In most cases mid-sized companies have limited access to public capital markets (equity or bonds), hence there may not be that many alternatives to financing an acquisition by bank debt. The following table summarizes some of the basic types of bank debt to finance an acquisition. Exhibit 1: Types of Bank Debt Finance for Acquisitions1
|Asset Based Financing||Based on value, and liquidity of assets of the acquiror, target, or combination thereof.||Asset-based loans differ from commercial term or revolving loans because of covenants and control focus on specified assets||May be the acquiror or a Special Purpose Vehicle established by the buyer. Assets of target may be securitized.||Not a universal requirement|
|Cash Flow and Covenant Light Financing||Based on credit quality of borrower (and possibly guarantors), focused on cash flow available to service and repay the loan||Access to such loans requires a robust and assured source of revenue and high credit quality||May be the acquiror or Special Purpose Vehicle established by the buyer. Assets of target may be securitized.||Not necessarily required|
|Sponsor-Based Borrowing||Based upon the strength of the proponent of the M&A transaction (e.g. sponsor), based upon its credit worthiness and covenants||Usually structured as a standard format term or revolving loan, or both, with a heavy requirement for sponsor support||Can be the acquiror, as combined with the target or a co-borrowing relationship with the sponsor||The sponsor will always be required to provide a form of guarantee|
|Traditional Project Finance||Project Finance may be defined as funding for the development of a specific project (where the enterprise might be deemed to be the project).||Deals with the acquisition of a specific business enterprise usually in a single location with a single business purpose and with recourse limited to that “project”||The borrower is the owner of the project to be acquired or constructed||May not involve a guarantee requirement because of project specific recourse|
|Structured Finance||Finance where structuring is designed to alter liquidity and risk, or to transfer liquidity and risk aspects of the transaction to another entity, in a manner intended to provide increased liquidity to lenders and increased sources of funding to borrowers||Includes such structuring techniques as the use of synthetic leases, lease-to- own, financing through structured funding vehicles||Will generally be a Special Purpose Vehicle intended to isolate the transaction from possible operating loss and risks of the operating entity||Will generally be the operating entity which is actually undertaking the business activity of interest, or its administrator|
When an acquiror considers financing options, the potential to raise debt based on assets and cash flow of the target are usually taken into consideration, but the synergies between acquiror and target are sometimes neglected. Years ago, we were representing Hungarian Telephone and Cable Corporation (HTCC) in its acquisition of PanTel, a Central European data communications company, where we constructed a financial model that persuasively demonstrated synergies resulting from the acquisition in excess of EUR 20 million a year. This provided HTCC with the additional cash flow to service the additional acquisition financing, and calculating company valuation at 6x EBITDA, an additional EUR 120 million in valuation. (Care must be taken with synergy analysis, as synergies often prove to be a mirage).

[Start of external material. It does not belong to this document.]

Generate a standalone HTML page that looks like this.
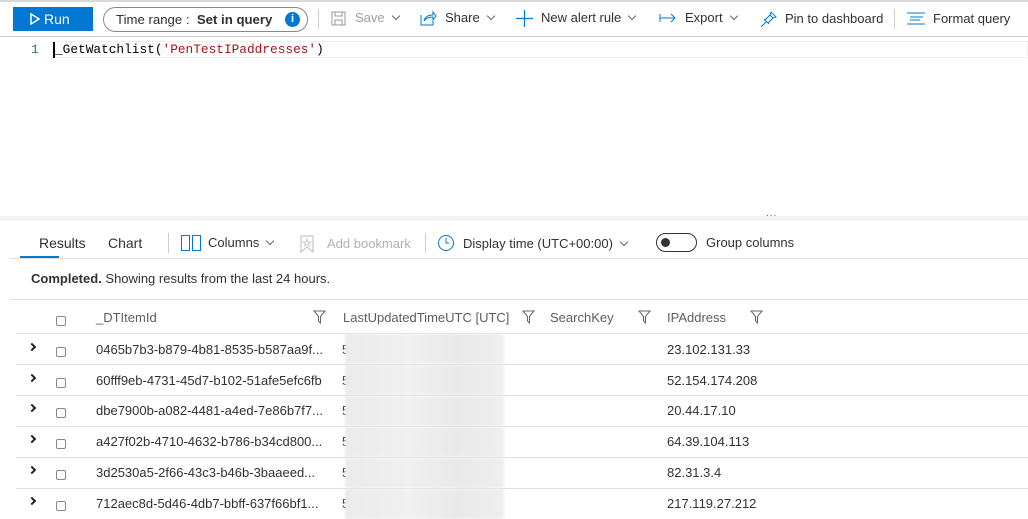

In conclusion: debt financing is a flexible and relatively low-cost option for financing acquisitions, particularly in today’s competitive and liquid market environment. However, leverage is a significant risk which may contribute to or cause business failure, especially during recessions or financial crises. An acquiring firm’s financing decision should be strongly influenced by its debt capacity, existing leverage and target leverage ratio—in short, on shareholders’ appetite for risk versus reward. A balance must be struck.